The GLOBE model would apply to currently unspecified geographic areas, selected to represent about 25% of Medicare Part B enrollees. It would be limited to a selection of drugs already covered under Medicare Part B. The model would go into effect October 1 and remain in effect for five years. Details are subject to change, and the notice of proposed rulemaking will remain open for public comment until February 23.
Medicare Part D Proposal
Also on December 19, CMS announced the Guarding U.S. Medicare Against Rising Drug Costs (GUARD) model for a broad selection of drugs covered under Medicare Part D (i.e., prescription drugs purchased through a pharmacy). This model, also effective for five years and limited to 25% of applicable Medicare beneficiaries, is described in detail in its own December 23 Notice of Proposed Rulemaking, which also will be open for public comment until February 23.
While following a rebate structure similar to that of the GLOBE model, the GUARD model lacks a direct mechanism to reduce cost sharing for beneficiaries. On the contrary, the proposed rule notes that manufacturers may react by negotiating higher prices for drugs covered under the Medicare Drug Price Negotiation Program, potentially increasing point-of-sale costs for some beneficiaries and driving Part D premium increases.
Policy Debate
CMS says most-favored nation drug pricing has the potential to reduce out-of-pocket costs for Americans and save Medicare billions of dollars. The agency previously announced a proposed payment model for Medicaid that also is based on most-favored nation drug pricing.
Critics in the pharmaceutical industry argue that most-favored-nation drug pricing will lead to reduced investment in research and domestic manufacturing. In addition to echoing some industry concerns, policy experts warn that most-favored-nation pricing could lead to increased international prices while failing to address the structural issues driving high domestic drug prices.
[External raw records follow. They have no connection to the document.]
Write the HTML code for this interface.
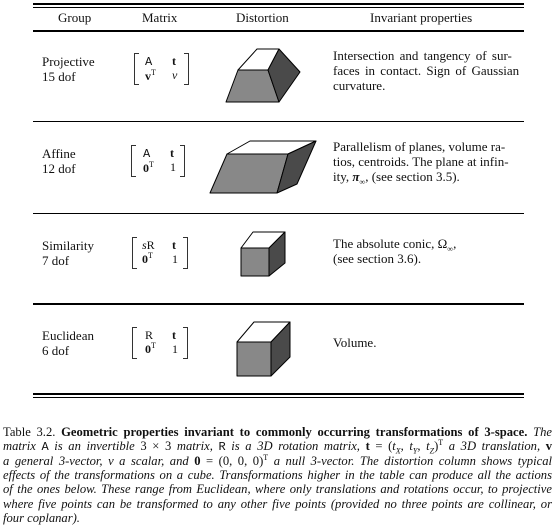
<!DOCTYPE html>
<html><head><meta charset="utf-8"><style>
body{margin:0;width:557px;height:527px;background:#fff;position:relative;font-family:"Liberation Serif",serif;color:#111;overflow:hidden}
sup,sub{line-height:0;font-size:8px}
.t{position:absolute;font-size:13px;line-height:15px;white-space:nowrap}
.l{position:absolute;left:33px;width:491px;background:#000}
.m{position:absolute;font-size:12px;line-height:14px}
.br{position:absolute;width:4px;border:1px solid #333}
.c{position:absolute;left:3px;width:549px;font-size:12.6px;line-height:14px;font-style:italic;text-align:justify;text-align-last:justify;white-space:nowrap}
.n{font-style:normal}
.mono{font-family:"Liberation Mono",monospace;font-style:normal;font-size:12px}
</style></head><body>
<div class="l" style="top:3px;height:2px"></div>
<div class="l" style="top:7px;height:1px"></div>
<div class="l" style="top:30px;height:2px"></div>
<div class="l" style="top:121px;height:1px"></div>
<div class="l" style="top:213px;height:1px"></div>
<div class="l" style="top:303px;height:2px"></div>
<div class="l" style="top:393px;height:2px"></div>
<div class="l" style="top:397px;height:1px"></div>

<div class="t" style="left:58px;top:10px">Group</div>
<div class="t" style="left:142px;top:10px">Matrix</div>
<div class="t" style="left:236px;top:10px">Distortion</div>
<div class="t" style="left:370px;top:10px">Invariant properties</div>

<div class="t" style="left:42px;top:54px">Projective<br>15 dof</div>
<div class="t" style="left:42px;top:146px">Affine<br>12 dof</div>
<div class="t" style="left:42px;top:238px">Similarity<br>7 dof</div>
<div class="t" style="left:42px;top:328px">Euclidean<br>6 dof</div>

<div class="br" style="left:134px;top:53px;height:30px;border-right:none"></div>
<div class="br" style="left:184px;top:53px;height:30px;border-left:none"></div>
<div class="m" style="left:145px;top:54px"><span class="mono">A</span><br><b>v</b><sup>T</sup></div>
<div class="m" style="left:172px;top:54px"><b>t</b><br><i>v</i></div>

<div class="br" style="left:131px;top:145px;height:30px;border-right:none"></div>
<div class="br" style="left:180px;top:145px;height:30px;border-left:none"></div>
<div class="m" style="left:143px;top:146px"><span class="mono">A</span><br><b>0</b><sup>T</sup></div>
<div class="m" style="left:170px;top:146px"><b>t</b><br>1</div>

<div class="br" style="left:132px;top:237px;height:30px;border-right:none"></div>
<div class="br" style="left:183px;top:237px;height:30px;border-left:none"></div>
<div class="m" style="left:142px;top:238px"><i>s</i>R<br><b>0</b><sup>T</sup></div>
<div class="m" style="left:172px;top:238px"><b>t</b><br>1</div>

<div class="br" style="left:132px;top:327px;height:30px;border-right:none"></div>
<div class="br" style="left:183px;top:327px;height:30px;border-left:none"></div>
<div class="m" style="left:145px;top:328px">R<br><b>0</b><sup>T</sup></div>
<div class="m" style="left:172px;top:328px"><b>t</b><br>1</div>

<svg width="557" height="400" style="position:absolute;left:0;top:0" stroke="#000" stroke-width="1" stroke-linejoin="round">
<polygon points="238,70 257,49 279,49 268,70" fill="#fff"/>
<polygon points="238,70 268,70 279,102 226,102" fill="#888"/>
<polygon points="279,49 300,72 279,102 268,70" fill="#4a4a4a"/>
<polygon points="227,154 250,141 316,141 288,154" fill="#fff"/>
<polygon points="227,154 288,154 277,193 210,193" fill="#888"/>
<polygon points="288,154 316,141 297,184 277,193" fill="#4a4a4a"/>
<polygon points="241,248 253,232 285,232 269,248" fill="#fff"/>
<polygon points="241,248 269,248 269,276 241,276" fill="#888"/>
<polygon points="269,248 285,232 285,263 269,276" fill="#4a4a4a"/>
<polygon points="237,342 254,322 290,322 271,342" fill="#fff"/>
<polygon points="237,342 271,342 271,376 237,376" fill="#888"/>
<polygon points="271,342 290,322 290,357 271,376" fill="#4a4a4a"/>
</svg>

<div class="t" style="left:333px;top:48px;word-spacing:2px">Intersection and tangency of sur-<br>faces in contact. Sign of Gaussian<br>curvature.</div>
<div class="t" style="left:333px;top:139px">Parallelism of planes, volume ra-<br>tios, centroids. The plane at infin-<br>ity, <i><b>π</b></i><sub>∞</sub>, (see section 3.5).</div>
<div class="t" style="left:333px;top:236px">The absolute conic, Ω<sub>∞</sub>,<br>(see section 3.6).</div>
<div class="t" style="left:333px;top:335px">Volume.</div>

<div class="c" style="top:425px"><span class="n">Table 3.2. </span><b class="n">Geometric properties invariant to commonly occurring transformations of 3-space.</b> The</div>
<div class="c" style="top:439px">matrix <span class="mono">A</span> is an invertible <span class="n">3 × 3</span> matrix, <span class="mono">R</span> is a 3D rotation matrix, <b class="n">t</b> <span class="n">= (</span>t<sub>X</sub>, t<sub>Y</sub>, t<sub>Z</sub><span class="n">)<sup>T</sup></span> a 3D translation, <b class="n">v</b></div>
<div class="c" style="top:454px">a general 3-vector, <i>v</i> a scalar, and <b class="n">0</b> <span class="n">= (0, 0, 0)<sup>T</sup></span> a null 3-vector. The distortion column shows typical</div>
<div class="c" style="top:468px">effects of the transformations on a cube. Transformations higher in the table can produce all the actions</div>
<div class="c" style="top:482px">of the ones below. These range from Euclidean, where only translations and rotations occur, to projective</div>
<div class="c" style="top:497px">where five points can be transformed to any other five points (provided no three points are collinear, or</div>
<div class="c" style="top:511px;text-align-last:left">four coplanar).</div>
</body></html>
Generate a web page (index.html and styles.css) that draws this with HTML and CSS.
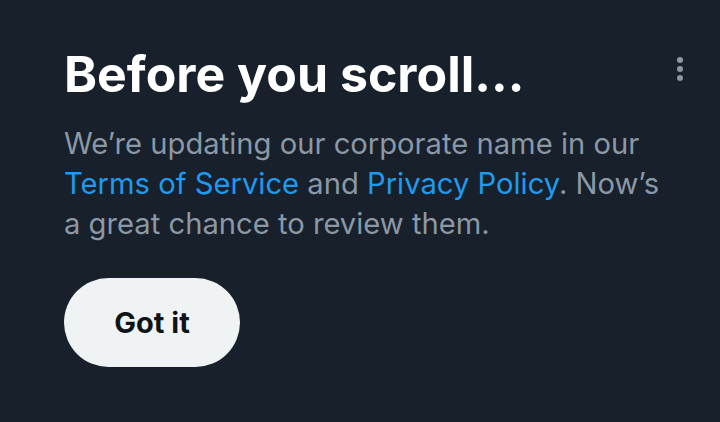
FILE: index.html
```html
<!DOCTYPE html>
<html>
<head>
<meta charset="utf-8">
<link rel="stylesheet" href="styles.css">
</head>
<body>
<div class="sheet">
  <div class="header">
    <h1 class="title">Before you scroll...</h1>
    <button class="more" aria-label="More">
      <svg width="8" height="26" viewBox="0 0 8 26"><circle cx="4" cy="4" r="3" fill="#8b98a5"/><circle cx="4" cy="13" r="3" fill="#8b98a5"/><circle cx="4" cy="22" r="3" fill="#8b98a5"/></svg>
    </button>
  </div>
  <p class="text">We’re updating our corporate name in our <a class="link" href="#">Terms of Service</a> and <a class="link" href="#">Privacy Policy</a>. Now’s a great chance to review them.</p>
  <button class="got">Got it</button>
</div>
</body>
</html>
```
FILE: styles.css
```css
html, body { margin: 0; padding: 0; background: #17202b; }
body { width: 720px; height: 422px; overflow: hidden; font-family: Inter, "Noto Sans", sans-serif; }
.sheet { padding: 44px 0 0 64px; display: flex; flex-direction: column; align-items: flex-start; }
.header { display: flex; justify-content: space-between; width: 624px; align-items: flex-start; }
.title { margin: 0; color: #fff; font-size: 50px; font-weight: 700; line-height: 60px; letter-spacing: 0; }
.more { background: none; border: 0; padding: 0; margin: 10px 0 0 0; width: 16px; height: 30px; display: flex; align-items: center; justify-content: center; }
.text { margin: 20px 0 0 0; width: 610px; color: #8b98a5; font-size: 29.2px; line-height: 40px; }
.link { color: #1d9bf0; text-decoration: none; }
.got { margin-top: 34px; width: 176px; height: 89px; border-radius: 45px; border: 0; background: #eff3f4; color: #0f1419; font-family: Inter, sans-serif; font-size: 29px; font-weight: 700; }
```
Following the announcement of the GLOBE and GUARD models, Pharmaceutical Research and Manufacturers of America, or PhRMA, a professional association representing biopharmaceutical research companies, issued a statement opposing both, arguing that they would “increase costs for America’s seniors” and “siphon billions from U.S. medicine R&D [research and development].”
The proposed rules acknowledge uncertainty about whether manufacturers may respond to the models by adjusting pricing across other payers or changing payment strategies for covered drugs, and the potential for downstream effects on Medicare Advantage and Part D benefits. CMS invites public comment on these and other concerns and proposes to monitor for anticipated changes in industry behavior as part of ongoing model evaluation.
CMS has provided estimates of the savings from these models, with the acknowledgement that they are based on broad assumptions about industry response. The agency estimates that, over the life of the GLOBE model, it will result in net savings of $11.9 billion for Medicare and an additional $1 billion for Medicaid, and it will reduce Medicare beneficiaries’ overall out-of-pocket spending by $6.2 billion. CMS estimates that the GUARD model will result in net savings to Medicare of $14.1 billion, while potentially increasing beneficiaries’ costs by $3.6 billion.